Work to complete
Collect all lines containing the word "styles" from the data.

Data excerpt
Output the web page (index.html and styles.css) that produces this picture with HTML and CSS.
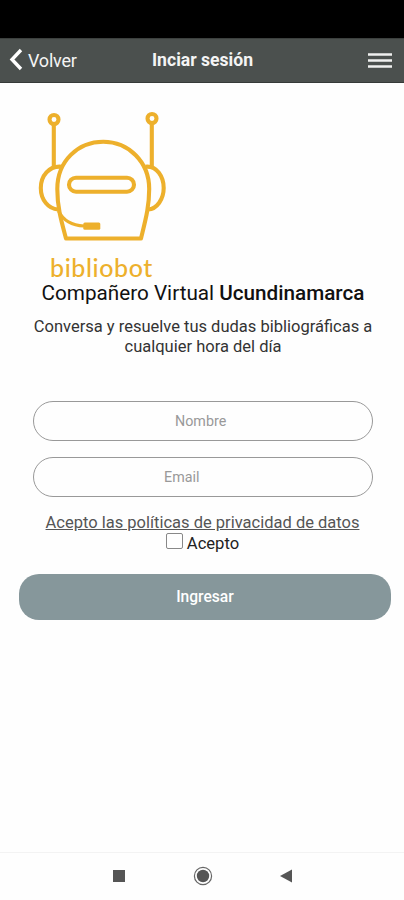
FILE: index.html
```html
<!DOCTYPE html>
<html lang="es">
<head>
<meta charset="utf-8">
<meta name="viewport" content="width=device-width, initial-scale=1">
<title>Inciar sesión</title>
<link rel="stylesheet" href="styles.css">
</head>
<body>
<div class="status"></div>
<header class="bar">
  <a class="back"><svg width="14" height="24" viewBox="0 0 14 24"><path d="M12 2 3 11.500l9 9.500"/></svg><span>Volver</span></a>
  <h1>Inciar sesión</h1>
  <svg class="menu" width="24" height="16" viewBox="0 0 24 16"><path d="M0 1.500h24M0 7.500h24M0 13.500h24"/></svg>
</header>
<main>
  <div class="logo">
    <svg width="130" height="136" viewBox="37 108 130 136">
      <circle cx="54" cy="119.500" r="4.500"/>
      <circle cx="152" cy="118.500" r="4.500"/>
      <path d="M53.800 124.500v42M151.800 123.500v43"/>
      <path d="M66 238.500C61 220 57.300 207 57.300 189 57.300 161 78 141.800 103.300 141.800S149.200 162 149.200 189C149.200 207 145.500 220 141 238.500Z"/>
      <path d="M61.500 166.700C49 165.500 40.800 176 40.800 188S48.500 209 58 209.500M145.500 166.700C157 165.500 163.700 177 163.700 188S157 209 148 209.500"/>
      <rect x="69" y="177.700" width="65" height="14" rx="7"/>
      <path class="thin" d="M58.500 211C63 220 71 225.500 84 226"/>
      <rect class="mic" x="83.300" y="222.400" width="17" height="7.400" rx="1.500"/>
    </svg>
    <div class="brand">bibliobot</div>
  </div>
  <h2>Compañero Virtual <b>Ucundinamarca</b></h2>
  <p class="intro">Conversa y resuelve tus dudas bibliográficas a<br>cualquier hora del día</p>
  <form>
    <div class="field"><span class="nombre">Nombre</span></div>
    <div class="field"><span class="email">Email</span></div>
    <a class="policy">Acepto las políticas de privacidad de datos</a>
    <label class="accept"><i class="box"></i><span>Acepto</span></label>
    <button type="button">Ingresar</button>
  </form>
</main>
<nav>
  <svg width="14" height="14" viewBox="0 0 14 14"><path d="M1 1h12v12H1z"/></svg>
  <svg width="20" height="20" viewBox="0 0 20 20"><circle cx="10" cy="10" r="6.200"/><circle class="ring" cx="10" cy="10" r="8.600"/></svg>
  <svg width="14" height="14" viewBox="0 0 14 14"><path d="M0 7 12 .5v13z"/></svg>
</nav>
</body>
</html>
```
FILE: styles.css
```css
* { box-sizing: border-box; }
body {
  margin: 0;
  height: 900px;
  display: flex;
  flex-direction: column;
  overflow: hidden;
  background: #fefefe;
  font-family: Roboto, sans-serif;
  color: #111;
}
svg { display: block; }
.status { height: 38px; background: #000; }
.bar {
  height: 45px;
  padding: 0 12px 0 9px;
  display: grid;
  grid-template-columns: 1fr auto 1fr;
  align-items: center;
  background: #4b504e;
  border-top: 1px solid #3c403e;
  border-bottom: 1px solid #363a38;
  color: #f4f4f4;
}
.back { display: flex; align-items: center; gap: 5px; margin-bottom: 1px; font-size: 18px; letter-spacing: -.2px; }
.back path { fill: none; stroke: #fff; stroke-width: 3.4; }
h1 { margin: 0 0 1px 4px; font-size: 17.6px; font-weight: 700; }
.menu { justify-self: end; }
.menu path { stroke: #f0f0f0; stroke-width: 2.4; }
main { flex: 1; padding-top: 25px; }
.logo { width: 130px; margin-left: 37px; }
.logo svg { fill: none; stroke: #edb02c; stroke-width: 4.1; stroke-linejoin: round; }
.logo .thin { stroke-width: 3; }
.logo .mic { fill: #edb02c; stroke: none; }
.brand {
  height: 37px;
  padding: 9px 0 0 13px;
  font: 500 25px/28px Lato, sans-serif;
  letter-spacing: .6px;
  color: #edb02c;
}
h2 { margin: 0 0 0 2px; height: 24px; text-align: center; font-size: 20.7px; line-height: 25px; font-weight: 400; white-space: nowrap; }
h2 b { font-weight: 500; }
.intro { margin: 12px 0 0 2px; text-align: center; font-size: 16.5px; line-height: 20px; color: #333; white-space: nowrap; }
form { padding: 44px 13px 0 19px; }
.field {
  width: 340px;
  height: 40px;
  margin: 0 0 16px 14px;
  border: 1px solid #999;
  border-radius: 20px;
  font-size: 14.3px;
  line-height: 38px;
  color: #999;
}
.field span { display: inline-block; margin-left: 141px; }
.field .email { margin-left: 130px; }
.policy { display: block; margin-right: 5px; height: 20px; text-align: center; font-size: 16.5px; line-height: 20px; color: #555; text-decoration: underline; white-space: nowrap; }
.accept { display: flex; justify-content: center; gap: 4px; height: 20px; margin-right: 5px; font-size: 16.6px; line-height: 22px; color: #222; }
.box { width: 17px; height: 16px; border: 1px solid #888; border-radius: 2px; }
button {
  display: block;
  width: 372px;
  height: 46px;
  margin-top: 21px;
  border: 0;
  border-radius: 20px;
  background: #86979b;
  color: #fff;
  font: 500 15.6px/46px Roboto, sans-serif;
  padding: 0;
}
nav {
  height: 48px;
  border-top: 1px solid #f3f3f3;
  padding: 0 0 2px 1px;
  display: flex;
  justify-content: center;
  align-items: center;
  gap: 67px;
  fill: #555;
}
.ring { fill: none; stroke: #666; stroke-width: 1.2; }
```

Exercise solution
Output the web page (index.html and styles.css) that produces this picture with HTML and CSS.
<link rel="stylesheet" href="styles.css">
FILE: styles.css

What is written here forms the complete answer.